Tourism in Bhutan began in 1974, when the Government of Bhutan, in an effort to raise revenue and to promote Bhutanese unique culture and traditions to the outside world, opened its isolated country to foreigners. In 1974 a total of 287 tourists visited the Kingdom of Bhutan. The number of tourists visiting Bhutan increased to 2,850 in 1992, and rose dramatically to 7,158 in 1999. By the late 1980s tourism contributed over US$2 million in annual revenue.

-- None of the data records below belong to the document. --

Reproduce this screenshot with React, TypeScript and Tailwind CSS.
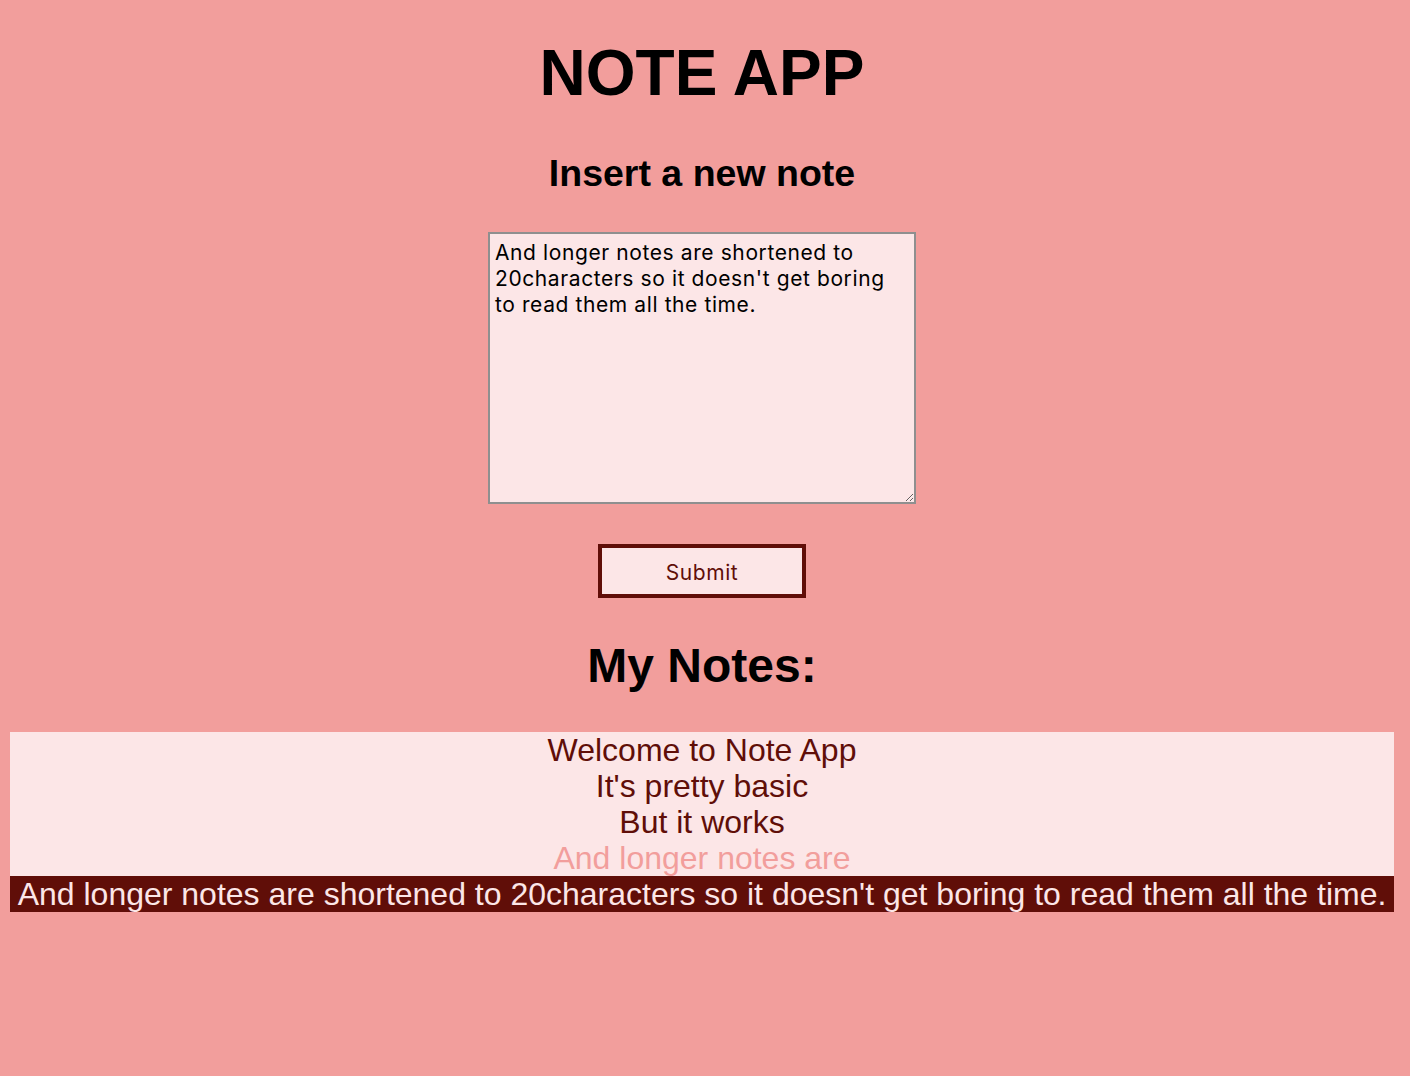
import React from "react";

export default function App() {
  const notes = [
    "Welcome to Note App",
    "It's pretty basic",
    "But it works",
  ];
  const full =
    "And longer notes are shortened to 20characters so it doesn't get boring to read them all the time.";
  return (
    <div className="min-h-[1076px] w-full bg-[#f29e9c]">
      <div className="w-[1404px] flex flex-col items-center font-['Liberation_Sans',Arial,sans-serif] text-black">
        <h1 className="mt-[41px] text-[64px] leading-[64px] font-bold">NOTE APP</h1>
        <h2 className="mt-[50px] text-[37.5px] leading-[37px] font-bold">Insert a new note</h2>
        <textarea
          className="mt-[40px] w-[428px] h-[272px] bg-[#fce6e7] border-2 border-[#8f8f8f] px-[5px] pt-[6px] pb-[5px] text-[21px] leading-[26px] tracking-[0.6px] text-black font-['Inter','Noto_Sans',sans-serif] outline-none"
          defaultValue={full}
        />
        <button className="mt-[40px] w-[208px] h-[54px] pt-[4px] bg-[#fce6e7] border-4 border-[#600e08] text-[#600e08] text-[21px] tracking-[0.6px] font-['Inter','Noto_Sans',sans-serif]">
          Submit
        </button>
        <h3 className="mt-[44px] text-[48px] leading-[48px] font-bold">My Notes:</h3>
        <div className="mt-[42px] self-stretch mx-[10px] bg-[#fce6e7] flex flex-col text-center text-[32px] leading-[36px]">
          {notes.map((n) => (
            <div key={n} className="text-[#600e08]">
              {n}
            </div>
          ))}
          <div className="text-[#f29e9c]">And longer notes are</div>
          <div className="bg-[#600e08] text-[#fce6e7] whitespace-nowrap">{full}</div>
        </div>
      </div>
    </div>
  );
}
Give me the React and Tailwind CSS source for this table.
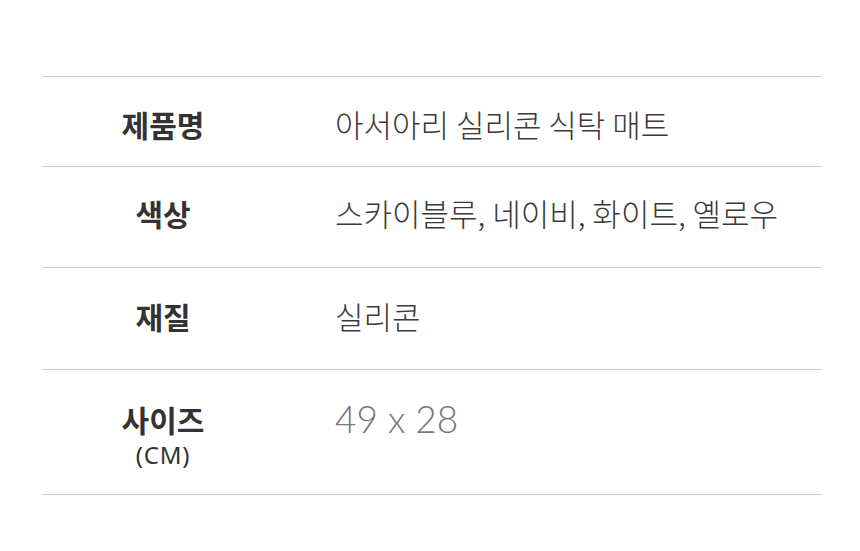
import React from "react";

const rows = [
  { label: "제품명", value: "아서아리 실리콘 식탁 매트", h: "h-[90px] pt-[4px]" },
  { label: "색상", value: "스카이블루, 네이비, 화이트, 옐로우", h: "h-[101px] pb-[8px]" },
  { label: "재질", value: "실리콘", h: "h-[102px] pb-[6px]" },
];

const ko = { fontFamily: '"Noto Sans CJK KR", "Noto Sans", sans-serif' };

const App = () => {
  return (
    <div className="w-[860px] h-[551px] bg-white pt-[76px] px-[42px]">
      <div className="w-[780px] border-t border-[#c9c9c9]">
        {rows.map((item) => (
          <div
            key={item.label}
            className={`flex items-center border-b border-[#c9c9c9] ${item.h}`}
          >
            <div
              className="w-[242px] text-center text-[30px] font-bold text-[#333] leading-[36px]"
              style={ko}
            >
              {item.label}
            </div>
            <div
              className="pl-[51px] text-[31px] font-light text-[#3a3a3a] leading-[36px]"
              style={ko}
            >
              {item.value}
            </div>
          </div>
        ))}
        <div className="flex items-start h-[125px] border-b border-[#c9c9c9] pt-[31px]">
          <div className="w-[242px] flex flex-col items-center" style={ko}>
            <span className="text-[30px] font-bold text-[#333] leading-[36px]">
              사이즈
            </span>
            <span
              className="text-[24px] font-normal text-[#333] leading-[28px] mt-[4px] tracking-[0.8px]"
              style={{ fontFamily: '"Noto Sans", sans-serif' }}
            >
              (CM)
            </span>
          </div>
          <div
            className="pl-[51px] text-[37px] font-light text-[#777] leading-[36px]"
            style={{ fontFamily: 'Lato, "Liberation Sans", sans-serif' }}
          >
            49 x 28
          </div>
        </div>
      </div>
    </div>
  );
};

export default App;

Though open to foreigners, the Bhutanese government is acutely aware of the environmental impact tourists can have on Bhutan's unique and virtually unspoiled landscape and culture. Accordingly, they have restricted the level of tourist activity from the start, preferring higher-quality tourism. Initially, this policy was known as "high value, low volume" tourism. It was renamed in 2008 as "high value, low impact", "a subtle but significant shift". While the low impact is guaranteed through the low number of visitors, it is a requirement to be wealthy to travel Bhutan, which leaves room for criticism and the question whether one has to be wealthy to be a "high value tourist". For tourists a US$ 200 per person per day fee is imposed. In 2005 a document called "Sustainable Tourism Development Strategy" "placed greater emphasis on increasing tourist numbers by using the country's culture and environment to promote Bhutan as an exotic niche destination attractive to wealthy tourists". The most important centres for tourism are in Bhutan's capital, Thimphu, and in the western city of Paro, Taktshang, a cliff-side monastery (called the "Tiger's Nest" in English) overlooking the Paro Valley, is one of the country's attractions. This temple is sacred to Buddhists. Housed inside the temple is a cave in which the Buddhist Deity who brought Buddhism to Bhutan meditated for 90 days in order to spread Buddhism. The temple has been standing for well over a thousand years.

Travel Operators in Bhutan 

The Bhutanese government privatised the Bhutan Tourism Corporation (BTC) in October 1991, facilitating private-sector investment and activity.  As a result,  over 75 licensed tourist companies operate in the country. Previously, all tourists (group or individual) must travel on a planned, prepaid, guided package-tour or according to a custom-designed travel-program. Potential tourists must make arrangements through an officially approved tour operator, either directly or through an overseas agent.

Visa to Bhutan 
Bhutan's tourism policy was further revised in June 2022 to maintain its 'High Value, Low Volume' policy and all nationalities has to pay US$200 in Sustainable Development Fee per night to avail a visa to Bhutan, while Indian nationals has to pay 1,200 INR to avail a permit. Henceforth, travellers are allowed to arrange their own accommodations and itinerary when travelling in the country.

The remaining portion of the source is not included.